Set exercise
Print word for word the first line of the listing below and every line after it, through the line with "import React from". Leave out the pictures and the rest.

--- start Supplied data ---

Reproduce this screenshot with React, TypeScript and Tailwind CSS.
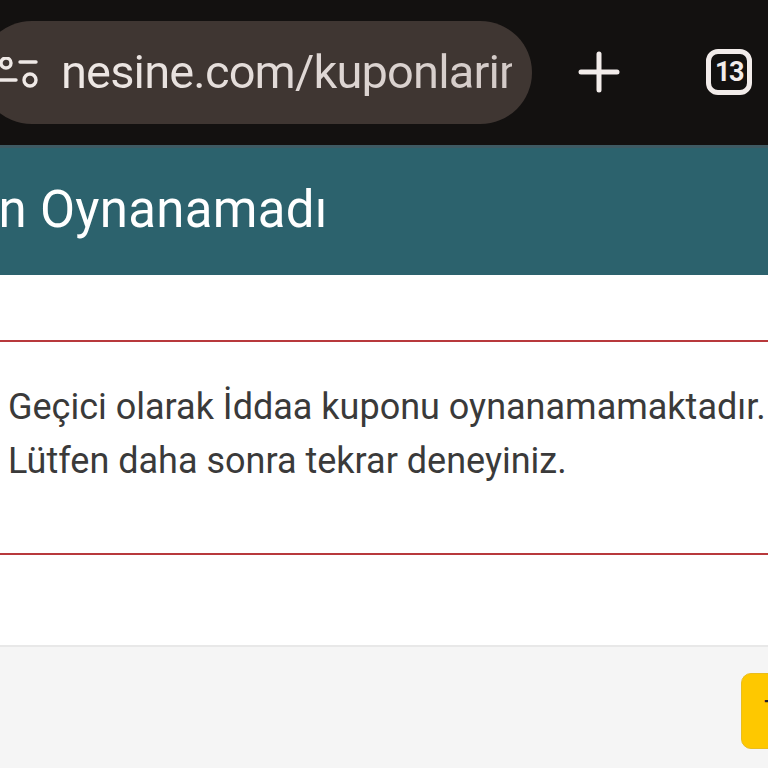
import React from "react";

export default function App() {
  return (
    <div className="w-[768px] h-[768px] overflow-hidden flex flex-col bg-white font-['Roboto',sans-serif]">
      <div className="h-[145px] shrink-0 bg-[#131110] flex items-center pb-[1px]">
        <div className="-ml-[20px] w-[552px] h-[103px] rounded-[52px] bg-[#3f3632] flex items-center pl-[20px] shrink-0">
          <svg width="38" height="32" viewBox="0 0 38 32" fill="none" stroke="#efe9e6" strokeWidth="3.4" strokeLinecap="round" className="shrink-0 mt-[1px]">
            <circle cx="6" cy="6" r="5" />
            <line x1="20" y1="5" x2="36" y2="5" />
            <line x1="0" y1="23" x2="16" y2="23" />
            <circle cx="30" cy="23" r="6" />
          </svg>
          <span className="ml-[23px] pb-[1px] text-[47px] leading-none whitespace-nowrap overflow-hidden w-[451px] tracking-[-0.85px] text-transparent bg-clip-text bg-gradient-to-r from-[#efe9e6] to-[#d3cac7]">nesine.com/kuponlarim</span>
        </div>
        <svg width="42" height="42" viewBox="0 0 42 42" fill="none" stroke="#f2ecea" strokeWidth="5" strokeLinecap="round" className="ml-[46px] shrink-0">
          <line x1="21" y1="3" x2="21" y2="39" />
          <line x1="3" y1="21" x2="39" y2="21" />
        </svg>
        <div className="ml-[86px] w-[46px] h-[46px] rounded-[12px] border-[5px] border-[#f2ecea] flex items-center justify-center text-[#f2ecea] text-[27px] font-bold tracking-[-1.5px] shrink-0">13</div>
      </div>
      <div className="h-[3px] shrink-0 bg-[#3e5a63]" />
      <div className="h-[127px] shrink-0 bg-[#2c626d] flex items-center overflow-hidden">
        <span className="-ml-[120px] -mt-[4px] text-[51px] tracking-[0.3px] text-white whitespace-nowrap leading-none">Kupon Oynanamadı</span>
      </div>
      <div className="mt-[65px] h-[215px] shrink-0 border-y-2 border-[#b8393c] pl-[8px] pt-[38px] text-[36px] leading-[54px] text-[#3a3a3a] whitespace-nowrap overflow-hidden">
        <p>Geçici olarak İddaa kuponu oynanamamaktadır.</p>
        <p>Lütfen daha sonra tekrar deneyiniz.</p>
      </div>
      <div className="h-[90px] shrink-0" />
      <div className="flex-1 bg-[#f5f5f5] border-t-2 border-[#e8e8e8] flex justify-start pl-[741px] pt-[26px]">
        <div className="w-[60px] h-[76px] shrink-0 rounded-[10px] bg-[#fec800] border border-[#e9bd20] flex items-center pl-[22px] overflow-hidden text-[#222] text-[28px]">
          T
        </div>
      </div>
    </div>
  );
}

--- end Supplied data ---

Solution
Reproduce this screenshot with React, TypeScript and Tailwind CSS.
import React from "react";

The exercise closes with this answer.